$100BN wiped off US banking market in SINGLE DAY in bloodbath

$100BN wiped off US banking market in SINGLE DAY as former White House adviser calls it ‘tip of the iceberg’: Bloodbath on Wall Street saw regional banks fall by up to 60% and the Big Four drawn into SVB’s collapse contagion

  • Trading was intermittently halted on at least 20 regional banks as the velocity of money forced regulators to intervene as fear gripped Wall Street
  • Sell-off hit the Big Four trillion-dollar banks: Citigroup’s share price dived 7.45%, Wells Fargo sank 7.1%, Bank of America plunged 5.8% and JP Morgan fell 1.8%
  • Former Trump staffer Steve Moore warned: ‘The system is sound, but I do think you have a lot of major banks that are in some trouble’

More than $100 billion was wiped off US banks’ value today in a bloodbath on Wall Street sparked by the collapse of Silicon Valley Bank.

Trading was intermittently halted on at least 20 regional banks as the velocity of money forced regulators to intervene. The Big Four of US banks were also drawn into the bloodletting.

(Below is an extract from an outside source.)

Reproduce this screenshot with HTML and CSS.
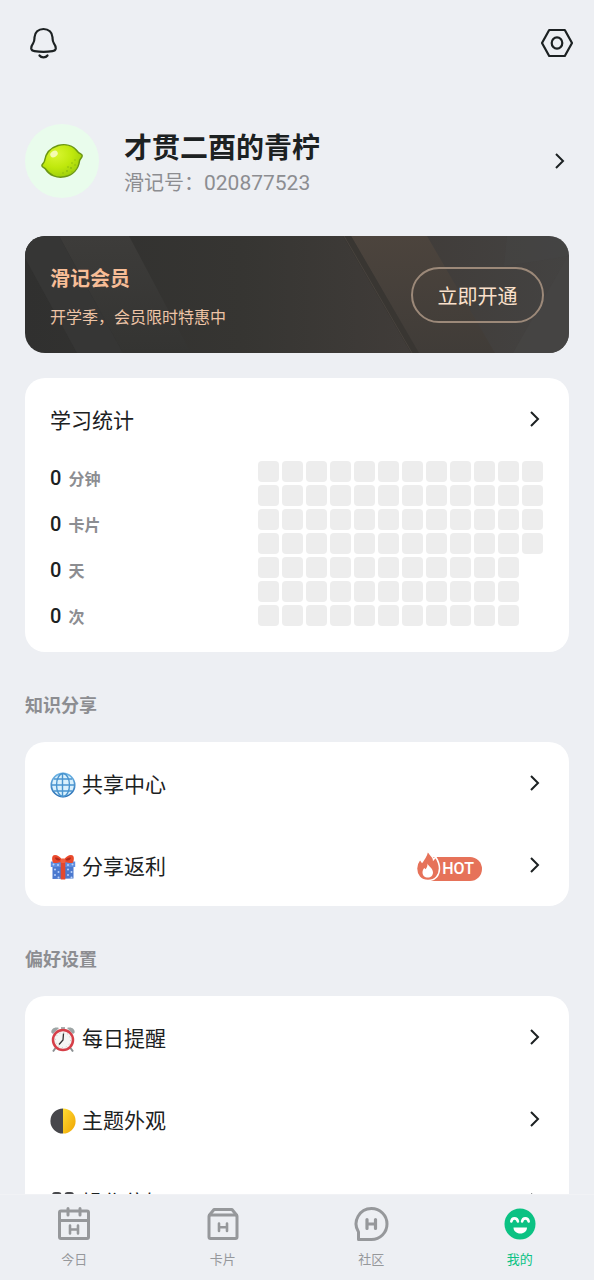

Citigroup’s share price dived 7.45 percent, Wells Fargo sank 7.1 percent, Bank of America plunged 5.8 percent and JP Morgan fell 1.8 percent.

Among the worst affected regional banks were First Republic which fell by 62 percent, Western Alliance which closed with a loss of 47 percent and KeyCorp which dropped by 21 percent.

The declines struck the Street despite Joe Biden making an intervention minutes before the market opened to claim that ‘Americans can have confidence that the banking system is safe’.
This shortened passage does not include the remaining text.